▸ **Requirement**
Report how many lines contain the word "styles", with no other text.

▸ **Data segment**
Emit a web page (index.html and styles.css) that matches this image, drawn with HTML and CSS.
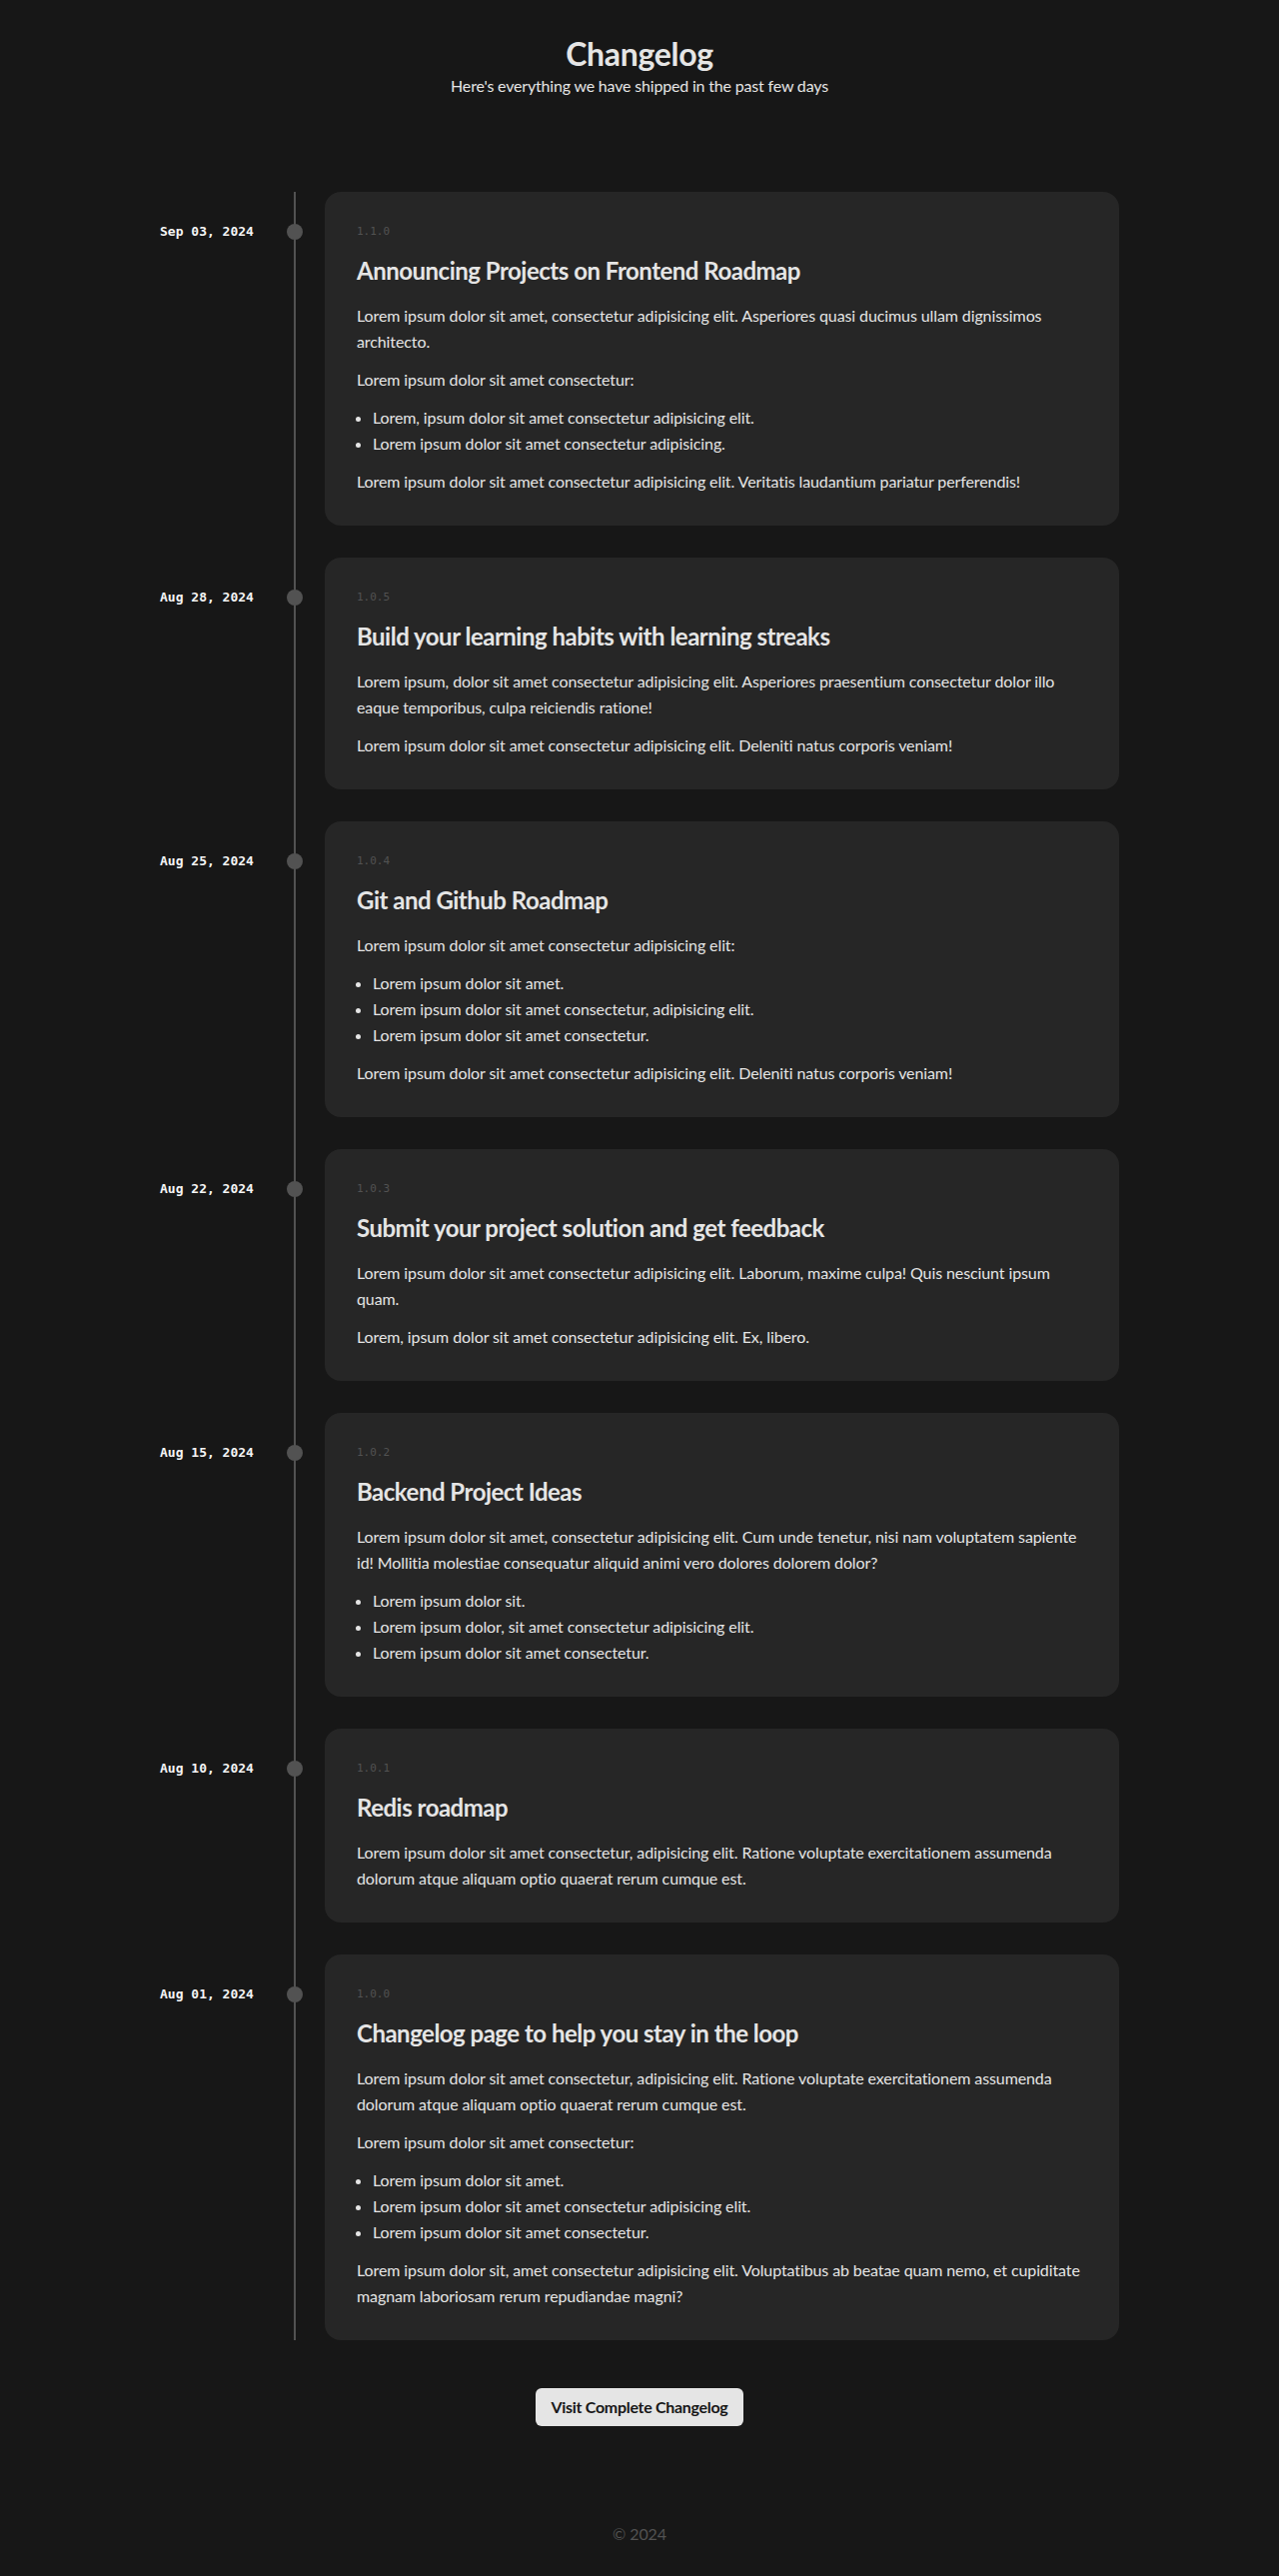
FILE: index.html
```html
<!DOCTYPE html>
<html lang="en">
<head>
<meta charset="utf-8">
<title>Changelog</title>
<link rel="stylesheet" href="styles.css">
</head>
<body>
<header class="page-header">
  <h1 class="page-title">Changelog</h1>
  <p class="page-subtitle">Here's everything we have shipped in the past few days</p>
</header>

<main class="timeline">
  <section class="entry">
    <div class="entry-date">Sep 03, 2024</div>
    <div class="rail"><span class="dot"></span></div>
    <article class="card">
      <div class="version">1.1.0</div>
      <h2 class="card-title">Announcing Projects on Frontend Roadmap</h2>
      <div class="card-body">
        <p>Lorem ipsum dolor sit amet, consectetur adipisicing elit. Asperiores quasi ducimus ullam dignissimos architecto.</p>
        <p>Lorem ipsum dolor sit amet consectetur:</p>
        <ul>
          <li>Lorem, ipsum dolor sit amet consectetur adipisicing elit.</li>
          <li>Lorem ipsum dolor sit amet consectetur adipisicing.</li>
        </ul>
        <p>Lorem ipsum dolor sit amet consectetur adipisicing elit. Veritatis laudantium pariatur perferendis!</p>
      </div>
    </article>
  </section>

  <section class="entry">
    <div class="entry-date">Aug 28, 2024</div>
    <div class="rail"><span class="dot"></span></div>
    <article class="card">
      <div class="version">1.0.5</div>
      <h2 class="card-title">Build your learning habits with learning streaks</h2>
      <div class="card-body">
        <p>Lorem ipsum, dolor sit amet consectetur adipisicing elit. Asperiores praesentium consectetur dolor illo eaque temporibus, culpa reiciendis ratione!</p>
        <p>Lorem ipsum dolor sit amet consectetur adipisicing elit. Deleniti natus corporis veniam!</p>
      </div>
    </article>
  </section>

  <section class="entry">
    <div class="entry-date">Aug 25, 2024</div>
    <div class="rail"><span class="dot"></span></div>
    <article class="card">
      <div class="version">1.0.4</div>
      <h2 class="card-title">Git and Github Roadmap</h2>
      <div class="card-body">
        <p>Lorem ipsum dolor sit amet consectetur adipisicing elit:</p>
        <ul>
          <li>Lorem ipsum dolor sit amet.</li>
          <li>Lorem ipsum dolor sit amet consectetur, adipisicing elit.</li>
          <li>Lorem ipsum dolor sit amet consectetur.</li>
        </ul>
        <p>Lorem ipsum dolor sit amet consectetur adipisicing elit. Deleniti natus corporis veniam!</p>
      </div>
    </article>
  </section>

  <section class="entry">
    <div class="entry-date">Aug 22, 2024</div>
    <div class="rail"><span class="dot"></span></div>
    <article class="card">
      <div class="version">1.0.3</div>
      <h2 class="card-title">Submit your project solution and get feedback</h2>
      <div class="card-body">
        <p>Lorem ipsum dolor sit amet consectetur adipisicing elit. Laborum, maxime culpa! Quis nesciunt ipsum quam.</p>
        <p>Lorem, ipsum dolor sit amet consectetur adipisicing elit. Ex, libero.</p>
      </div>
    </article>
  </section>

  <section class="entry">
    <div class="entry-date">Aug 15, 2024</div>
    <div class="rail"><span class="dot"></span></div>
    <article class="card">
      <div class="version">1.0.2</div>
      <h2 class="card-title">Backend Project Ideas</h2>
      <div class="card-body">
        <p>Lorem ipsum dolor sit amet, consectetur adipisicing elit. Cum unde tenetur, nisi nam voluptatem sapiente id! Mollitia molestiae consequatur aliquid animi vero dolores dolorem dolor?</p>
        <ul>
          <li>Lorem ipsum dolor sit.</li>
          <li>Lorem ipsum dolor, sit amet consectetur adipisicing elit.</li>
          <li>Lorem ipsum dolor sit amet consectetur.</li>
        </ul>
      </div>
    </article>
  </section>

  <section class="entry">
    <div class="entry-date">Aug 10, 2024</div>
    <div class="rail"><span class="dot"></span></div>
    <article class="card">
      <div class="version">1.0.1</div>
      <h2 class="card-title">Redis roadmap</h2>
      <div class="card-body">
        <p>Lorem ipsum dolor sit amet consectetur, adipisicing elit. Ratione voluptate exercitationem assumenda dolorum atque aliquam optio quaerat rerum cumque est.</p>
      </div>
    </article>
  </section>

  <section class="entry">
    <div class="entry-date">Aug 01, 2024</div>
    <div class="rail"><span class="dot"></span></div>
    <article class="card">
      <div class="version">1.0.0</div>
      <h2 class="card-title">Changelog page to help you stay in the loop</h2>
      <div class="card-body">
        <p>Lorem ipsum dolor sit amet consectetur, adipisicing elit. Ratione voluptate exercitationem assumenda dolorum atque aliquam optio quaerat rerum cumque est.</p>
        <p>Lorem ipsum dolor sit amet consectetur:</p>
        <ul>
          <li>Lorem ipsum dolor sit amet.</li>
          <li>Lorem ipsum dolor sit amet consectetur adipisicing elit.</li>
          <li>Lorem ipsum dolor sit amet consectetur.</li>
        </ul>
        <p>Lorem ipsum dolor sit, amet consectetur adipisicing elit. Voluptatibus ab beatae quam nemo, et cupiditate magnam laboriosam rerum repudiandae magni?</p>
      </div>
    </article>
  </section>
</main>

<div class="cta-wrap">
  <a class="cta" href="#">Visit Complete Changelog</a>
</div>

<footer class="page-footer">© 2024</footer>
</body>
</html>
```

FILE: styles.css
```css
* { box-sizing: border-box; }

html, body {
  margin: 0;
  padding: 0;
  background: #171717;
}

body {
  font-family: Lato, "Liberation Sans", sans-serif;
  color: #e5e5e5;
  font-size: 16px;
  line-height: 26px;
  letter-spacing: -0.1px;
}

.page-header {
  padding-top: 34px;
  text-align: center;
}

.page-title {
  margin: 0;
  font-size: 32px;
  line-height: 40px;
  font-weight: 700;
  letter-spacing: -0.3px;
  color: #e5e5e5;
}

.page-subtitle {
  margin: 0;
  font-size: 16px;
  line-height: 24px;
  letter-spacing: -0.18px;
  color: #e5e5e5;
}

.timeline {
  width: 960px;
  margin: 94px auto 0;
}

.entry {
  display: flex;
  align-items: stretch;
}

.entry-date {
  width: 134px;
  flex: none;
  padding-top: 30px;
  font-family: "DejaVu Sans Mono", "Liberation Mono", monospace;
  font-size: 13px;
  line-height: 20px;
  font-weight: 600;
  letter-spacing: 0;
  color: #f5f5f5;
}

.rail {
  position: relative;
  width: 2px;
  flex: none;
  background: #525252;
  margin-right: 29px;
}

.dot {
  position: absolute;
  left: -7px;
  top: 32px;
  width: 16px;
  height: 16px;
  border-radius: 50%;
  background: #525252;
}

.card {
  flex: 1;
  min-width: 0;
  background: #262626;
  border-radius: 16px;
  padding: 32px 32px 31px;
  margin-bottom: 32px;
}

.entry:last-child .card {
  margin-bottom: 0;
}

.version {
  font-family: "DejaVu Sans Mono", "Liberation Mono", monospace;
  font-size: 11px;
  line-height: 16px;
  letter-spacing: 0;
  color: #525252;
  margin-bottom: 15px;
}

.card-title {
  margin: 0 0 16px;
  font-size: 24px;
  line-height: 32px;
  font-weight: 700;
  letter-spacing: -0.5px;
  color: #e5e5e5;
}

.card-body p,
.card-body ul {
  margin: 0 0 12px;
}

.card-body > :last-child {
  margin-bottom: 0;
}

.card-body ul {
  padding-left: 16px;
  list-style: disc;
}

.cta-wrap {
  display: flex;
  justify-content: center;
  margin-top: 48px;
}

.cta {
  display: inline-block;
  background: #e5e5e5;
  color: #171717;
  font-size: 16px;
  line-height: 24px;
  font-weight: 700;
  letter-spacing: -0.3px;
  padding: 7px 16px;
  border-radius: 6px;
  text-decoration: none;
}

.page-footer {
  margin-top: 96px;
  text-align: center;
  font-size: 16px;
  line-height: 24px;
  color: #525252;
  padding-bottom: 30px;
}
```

▸ **The solution**
3